• _What this task involves_: Quote the listing in full, exactly as given, minus any pictures.

• _Given data_:
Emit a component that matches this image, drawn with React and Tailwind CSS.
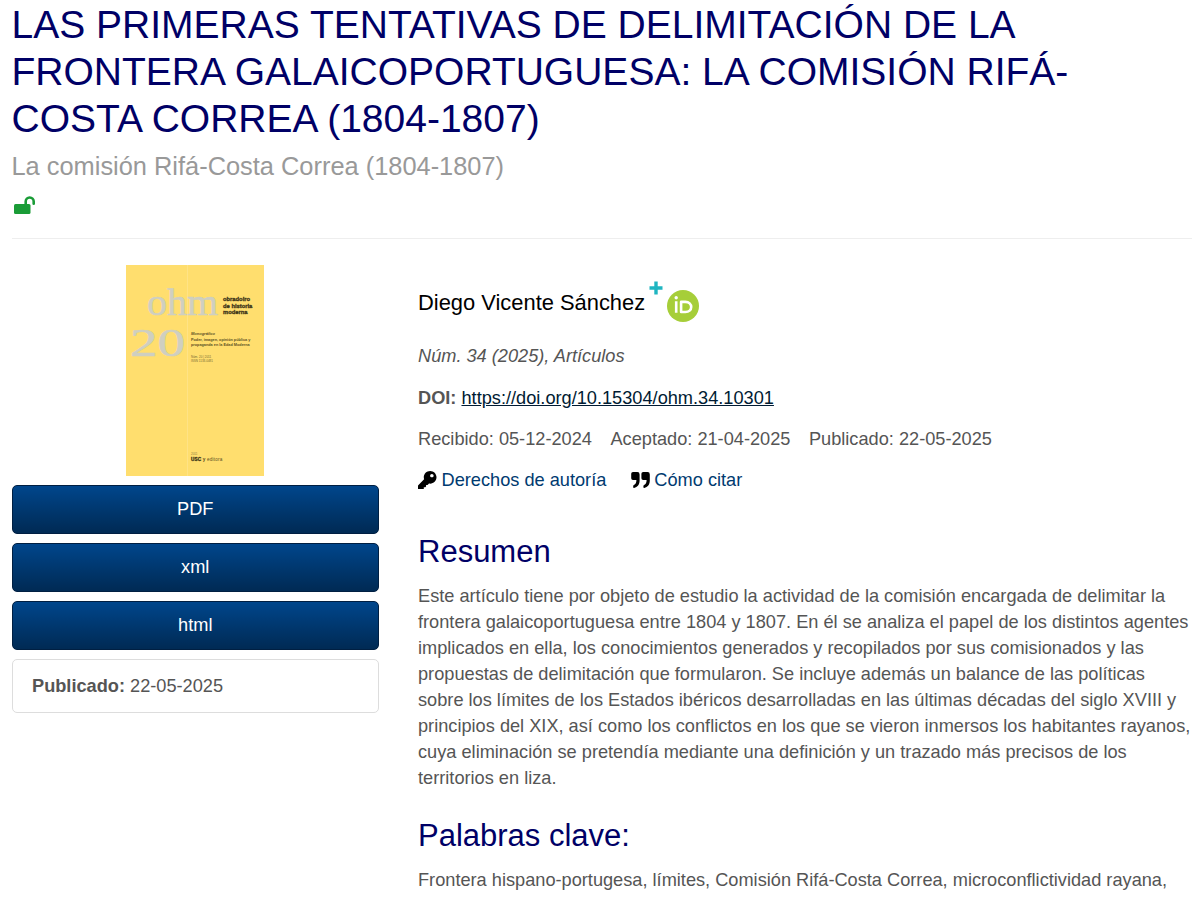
import React from "react";
import { FaKey } from "react-icons/fa";

const galleys = ["PDF", "xml", "html"];

const abstractLines = [
  "Este artículo tiene por objeto de estudio la actividad de la comisión encargada de delimitar la",
  "frontera galaicoportuguesa entre 1804 y 1807. En él se analiza el papel de los distintos agentes",
  "implicados en ella, los conocimientos generados y recopilados por sus comisionados y las",
  "propuestas de delimitación que formularon. Se incluye además un balance de las políticas",
  "sobre los límites de los Estados ibéricos desarrolladas en las últimas décadas del siglo XVIII y",
  "principios del XIX, así como los conflictos en los que se vieron inmersos los habitantes rayanos,",
  "cuya eliminación se pretendía mediante una definición y un trazado más precisos de los",
  "territorios en liza.",
];

function OpenLock() {
  return (
    <svg className="block h-[18px] w-[21px]" viewBox="0 0 21 18" aria-hidden="true">
      <rect x="0" y="8" width="16.5" height="10" rx="1.5" fill="#1a9c37" />
      <path d="M11.7 9V5.5a4 4 0 0 1 8 0V7.8" fill="none" stroke="#1a9c37" strokeWidth="2.6" strokeLinecap="round" />
    </svg>
  );
}

function Quotes() {
  return (
    <svg className="block h-[18px] w-[19px]" viewBox="0 0 19 18" aria-hidden="true">
      <g fill="#000">
        <path d="M2 1H6.4Q8.6 1 8.6 3.4V9.5C8.6 13.5 6.5 16.3 3.1 16.9Q2.2 17 2.2 16.2V14.8Q2.2 14.2 2.9 13.9C4.6 13.2 5.4 11.8 5.4 9H2Q.2 9 .2 7.2V2.8Q.2 1 2 1Z" />
        <path d="M12.2 1H16.6Q18.8 1 18.8 3.4V9.5C18.8 13.5 16.7 16.3 13.3 16.9Q12.4 17 12.4 16.2V14.8Q12.4 14.2 13.1 13.9C14.8 13.2 15.6 11.8 15.6 9H12.2Q10.4 9 10.4 7.2V2.8Q10.4 1 12.2 1Z" />
      </g>
    </svg>
  );
}

function Orcid() {
  return (
    <svg className="block size-8" viewBox="0 0 32 32" aria-label="ORCID">
      <circle cx="16" cy="16" r="16" fill="#a6ce39" />
      <circle cx="9.2" cy="7.7" r="1.7" fill="#fff" />
      <path d="M9.2 11.2V22.8M14.1 11.9V22H18.4C22 22 24.2 19.9 24.2 17S22 11.9 18.4 11.9Z" fill="none" stroke="#fff" strokeWidth="2.6" strokeLinejoin="round" />
    </svg>
  );
}

function Cover() {
  return (
    <div className="relative h-[211px] w-[138px] overflow-hidden bg-[#ffde6e]">
      <div className="absolute left-[61px] top-0 h-full w-px bg-[#ffe386]" />
      <svg className="absolute left-0 top-0 h-[110px] w-[138px]" viewBox="0 0 138 110" aria-hidden="true">
        <g fill="#cfcfc0" stroke="#cfcfc0" strokeWidth="0.6" fontFamily="Liberation Serif, serif">
          <text x="21" y="50" fontSize="37" textLength="71" lengthAdjust="spacingAndGlyphs">ohm</text>
          <text x="4" y="91" fontSize="39" textLength="55" lengthAdjust="spacingAndGlyphs">20</text>
        </g>
      </svg>
      <div className="absolute left-[97px] top-[31px] whitespace-nowrap text-[5.8px] font-bold leading-[6.7px] text-[#3c3418] [-webkit-text-stroke:0.3px_#3c3418]">
        obradoiro<br />de historia<br />moderna
      </div>
      <div className="absolute left-[65px] top-[66px] whitespace-nowrap text-[4px] font-bold italic leading-[5px] text-[#5c5024]">Monográfico</div>
      <div className="absolute left-[65px] top-[73px] whitespace-nowrap text-[3.8px] font-bold leading-[5px] text-[#5c5024]">
        Poder, imagen, opinión pública y<br />propaganda en la Edad Moderna
      </div>
      <div className="absolute left-[65px] top-[90px] whitespace-nowrap text-[3px] leading-[4px] text-[#776a35]">
        Núm. 20 | 2011<br />ISSN 1133-0481
      </div>
      <div className="absolute left-[65px] top-[187px] whitespace-nowrap text-[3px] leading-[4px] text-[#8c7c3e]">2011</div>
      <div className="absolute left-[65px] top-[192px] whitespace-nowrap text-[4.7px] leading-[6px] tracking-[0.15px] text-[#5c5024]">
        <b className="text-[#3c3418] [-webkit-text-stroke:0.3px_#3c3418]">USC</b> <b>y</b> editora
      </div>
    </div>
  );
}

export default function App() {
  return (
    <div className="h-[897px] overflow-hidden bg-white pl-[11.5px] pr-2 font-['Liberation_Sans',Arial,sans-serif] text-[18.2px] leading-[26px] text-[#555]">
      <header className="flex h-[239px] flex-col border-b border-[#eee] pt-px">
        <h1 className="whitespace-nowrap text-[39px] leading-[47px] text-[#000066]">
          <span>LAS PRIMERAS TENTATIVAS DE DELIMITACIÓN DE LA</span><br />
          <span>FRONTERA GALAICOPORTUGUESA: LA COMISIÓN RIFÁ-</span><br />
          <span>COSTA CORREA (1804-1807)</span>
        </h1>
        <p className="mt-[9px] text-[25.4px] leading-[30px] text-[#999]"><span>La comisión Rifá-Costa Correa (1804-1807)</span></p>
        <div className="ml-[2.5px] mt-[15px]"><OpenLock /></div>
      </header>

      <div className="flex gap-[39px]">
        <aside className="flex w-[367.5px] shrink-0 flex-col pt-[26px]">
          <div className="flex pl-[114.5px]"><Cover /></div>
          <div className="mt-[9px] flex flex-col gap-[9px]">
            {galleys.map((g) => (
              <button key={g} className="h-[49px] rounded-[5px] border border-[#001f42] bg-linear-to-b from-[#00468c] to-[#002a54] pb-[2px] text-white">{g}</button>
            ))}
          </div>
          <div className="mt-[9px] flex h-[54px] items-center rounded-[5px] border border-[#ddd] pb-px pl-[19.5px]">
            <span><b>Publicado:</b> 22-05-2025</span>
          </div>
        </aside>

        <main className="min-w-0 flex-1 whitespace-nowrap pt-[49px]">
          <div className="flex h-[36px]">
            <span className="pt-px text-[21.9px] leading-[28px] text-black">Diego Vicente Sánchez</span>
            <svg className="ml-1 -mt-[7px] block size-[14px]" viewBox="0 0 14 14" aria-hidden="true">
              <path d="M7 .5v13M.5 7h13" stroke="#1fb5c1" strokeWidth="3.4" />
            </svg>
            <div className="ml-1 mt-[2px]"><Orcid /></div>
          </div>
          <p className="mt-[19px] italic">Núm. 34 (2025), Artículos</p>
          <p className="mt-[16px]"><b>DOI:</b> <a className="text-[#001b33] underline">https://doi.org/10.15304/ohm.34.10301</a></p>
          <p className="mt-[15px] flex gap-[18.5px]">
            <span>Recibido: 05-12-2024</span><span>Aceptado: 21-04-2025</span><span>Publicado: 22-05-2025</span>
          </p>
          <div className="mt-[15px] flex gap-[24.5px] text-[#003a70]">
            <a className="flex items-center gap-[5px]"><FaKey className="size-[18.5px] text-black" /><span>Derechos de autoría</span></a>
            <a className="flex items-center gap-[4.5px]"><Quotes /><span>Cómo citar</span></a>
          </div>
          <h2 className="mt-[40px] text-[31px] leading-[37px] text-[#000066]"><span>Resumen</span></h2>
          <p className="mt-[13px]">
            {abstractLines.map((line) => (
              <span key={line} className="block">{line}</span>
            ))}
          </p>
          <h2 className="mt-[26px] text-[31px] leading-[37px] text-[#000066]"><span>Palabras clave:</span></h2>
          <p className="mt-[13px]">Frontera hispano-portugesa, límites, Comisión Rifá-Costa Correa, microconflictividad rayana,</p>
        </main>
      </div>
    </div>
  );
}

• _Expected answer_:
Emit a component that matches this image, drawn with React and Tailwind CSS.
import React from "react";
import { FaKey } from "react-icons/fa";

const galleys = ["PDF", "xml", "html"];

const abstractLines = [
  "Este artículo tiene por objeto de estudio la actividad de la comisión encargada de delimitar la",
  "frontera galaicoportuguesa entre 1804 y 1807. En él se analiza el papel de los distintos agentes",
  "implicados en ella, los conocimientos generados y recopilados por sus comisionados y las",
  "propuestas de delimitación que formularon. Se incluye además un balance de las políticas",
  "sobre los límites de los Estados ibéricos desarrolladas en las últimas décadas del siglo XVIII y",
  "principios del XIX, así como los conflictos en los que se vieron inmersos los habitantes rayanos,",
  "cuya eliminación se pretendía mediante una definición y un trazado más precisos de los",
  "territorios en liza.",
];

function OpenLock() {
  return (
    <svg className="block h-[18px] w-[21px]" viewBox="0 0 21 18" aria-hidden="true">
      <rect x="0" y="8" width="16.5" height="10" rx="1.5" fill="#1a9c37" />
      <path d="M11.7 9V5.5a4 4 0 0 1 8 0V7.8" fill="none" stroke="#1a9c37" strokeWidth="2.6" strokeLinecap="round" />
    </svg>
  );
}

function Quotes() {
  return (
    <svg className="block h-[18px] w-[19px]" viewBox="0 0 19 18" aria-hidden="true">
      <g fill="#000">
        <path d="M2 1H6.4Q8.6 1 8.6 3.4V9.5C8.6 13.5 6.5 16.3 3.1 16.9Q2.2 17 2.2 16.2V14.8Q2.2 14.2 2.9 13.9C4.6 13.2 5.4 11.8 5.4 9H2Q.2 9 .2 7.2V2.8Q.2 1 2 1Z" />
        <path d="M12.2 1H16.6Q18.8 1 18.8 3.4V9.5C18.8 13.5 16.7 16.3 13.3 16.9Q12.4 17 12.4 16.2V14.8Q12.4 14.2 13.1 13.9C14.8 13.2 15.6 11.8 15.6 9H12.2Q10.4 9 10.4 7.2V2.8Q10.4 1 12.2 1Z" />
      </g>
    </svg>
  );
}

function Orcid() {
  return (
    <svg className="block size-8" viewBox="0 0 32 32" aria-label="ORCID">
      <circle cx="16" cy="16" r="16" fill="#a6ce39" />
      <circle cx="9.2" cy="7.7" r="1.7" fill="#fff" />
      <path d="M9.2 11.2V22.8M14.1 11.9V22H18.4C22 22 24.2 19.9 24.2 17S22 11.9 18.4 11.9Z" fill="none" stroke="#fff" strokeWidth="2.6" strokeLinejoin="round" />
    </svg>
  );
}

function Cover() {
  return (
    <div className="relative h-[211px] w-[138px] overflow-hidden bg-[#ffde6e]">
      <div className="absolute left-[61px] top-0 h-full w-px bg-[#ffe386]" />
      <svg className="absolute left-0 top-0 h-[110px] w-[138px]" viewBox="0 0 138 110" aria-hidden="true">
        <g fill="#cfcfc0" stroke="#cfcfc0" strokeWidth="0.6" fontFamily="Liberation Serif, serif">
          <text x="21" y="50" fontSize="37" textLength="71" lengthAdjust="spacingAndGlyphs">ohm</text>
          <text x="4" y="91" fontSize="39" textLength="55" lengthAdjust="spacingAndGlyphs">20</text>
        </g>
      </svg>
      <div className="absolute left-[97px] top-[31px] whitespace-nowrap text-[5.8px] font-bold leading-[6.7px] text-[#3c3418] [-webkit-text-stroke:0.3px_#3c3418]">
        obradoiro<br />de historia<br />moderna
      </div>
      <div className="absolute left-[65px] top-[66px] whitespace-nowrap text-[4px] font-bold italic leading-[5px] text-[#5c5024]">Monográfico</div>
      <div className="absolute left-[65px] top-[73px] whitespace-nowrap text-[3.8px] font-bold leading-[5px] text-[#5c5024]">
        Poder, imagen, opinión pública y<br />propaganda en la Edad Moderna
      </div>
      <div className="absolute left-[65px] top-[90px] whitespace-nowrap text-[3px] leading-[4px] text-[#776a35]">
        Núm. 20 | 2011<br />ISSN 1133-0481
      </div>
      <div className="absolute left-[65px] top-[187px] whitespace-nowrap text-[3px] leading-[4px] text-[#8c7c3e]">2011</div>
      <div className="absolute left-[65px] top-[192px] whitespace-nowrap text-[4.7px] leading-[6px] tracking-[0.15px] text-[#5c5024]">
        <b className="text-[#3c3418] [-webkit-text-stroke:0.3px_#3c3418]">USC</b> <b>y</b> editora
      </div>
    </div>
  );
}

export default function App() {
  return (
    <div className="h-[897px] overflow-hidden bg-white pl-[11.5px] pr-2 font-['Liberation_Sans',Arial,sans-serif] text-[18.2px] leading-[26px] text-[#555]">
      <header className="flex h-[239px] flex-col border-b border-[#eee] pt-px">
        <h1 className="whitespace-nowrap text-[39px] leading-[47px] text-[#000066]">
          <span>LAS PRIMERAS TENTATIVAS DE DELIMITACIÓN DE LA</span><br />
          <span>FRONTERA GALAICOPORTUGUESA: LA COMISIÓN RIFÁ-</span><br />
          <span>COSTA CORREA (1804-1807)</span>
        </h1>
        <p className="mt-[9px] text-[25.4px] leading-[30px] text-[#999]"><span>La comisión Rifá-Costa Correa (1804-1807)</span></p>
        <div className="ml-[2.5px] mt-[15px]"><OpenLock /></div>
      </header>

      <div className="flex gap-[39px]">
        <aside className="flex w-[367.5px] shrink-0 flex-col pt-[26px]">
          <div className="flex pl-[114.5px]"><Cover /></div>
          <div className="mt-[9px] flex flex-col gap-[9px]">
            {galleys.map((g) => (
              <button key={g} className="h-[49px] rounded-[5px] border border-[#001f42] bg-linear-to-b from-[#00468c] to-[#002a54] pb-[2px] text-white">{g}</button>
            ))}
          </div>
          <div className="mt-[9px] flex h-[54px] items-center rounded-[5px] border border-[#ddd] pb-px pl-[19.5px]">
            <span><b>Publicado:</b> 22-05-2025</span>
          </div>
        </aside>

        <main className="min-w-0 flex-1 whitespace-nowrap pt-[49px]">
          <div className="flex h-[36px]">
            <span className="pt-px text-[21.9px] leading-[28px] text-black">Diego Vicente Sánchez</span>
            <svg className="ml-1 -mt-[7px] block size-[14px]" viewBox="0 0 14 14" aria-hidden="true">
              <path d="M7 .5v13M.5 7h13" stroke="#1fb5c1" strokeWidth="3.4" />
            </svg>
            <div className="ml-1 mt-[2px]"><Orcid /></div>
          </div>
          <p className="mt-[19px] italic">Núm. 34 (2025), Artículos</p>
          <p className="mt-[16px]"><b>DOI:</b> <a className="text-[#001b33] underline">https://doi.org/10.15304/ohm.34.10301</a></p>
          <p className="mt-[15px] flex gap-[18.5px]">
            <span>Recibido: 05-12-2024</span><span>Aceptado: 21-04-2025</span><span>Publicado: 22-05-2025</span>
          </p>
          <div className="mt-[15px] flex gap-[24.5px] text-[#003a70]">
            <a className="flex items-center gap-[5px]"><FaKey className="size-[18.5px] text-black" /><span>Derechos de autoría</span></a>
            <a className="flex items-center gap-[4.5px]"><Quotes /><span>Cómo citar</span></a>
          </div>
          <h2 className="mt-[40px] text-[31px] leading-[37px] text-[#000066]"><span>Resumen</span></h2>
          <p className="mt-[13px]">
            {abstractLines.map((line) => (
              <span key={line} className="block">{line}</span>
            ))}
          </p>
          <h2 className="mt-[26px] text-[31px] leading-[37px] text-[#000066]"><span>Palabras clave:</span></h2>
          <p className="mt-[13px]">Frontera hispano-portugesa, límites, Comisión Rifá-Costa Correa, microconflictividad rayana,</p>
        </main>
      </div>
    </div>
  );
}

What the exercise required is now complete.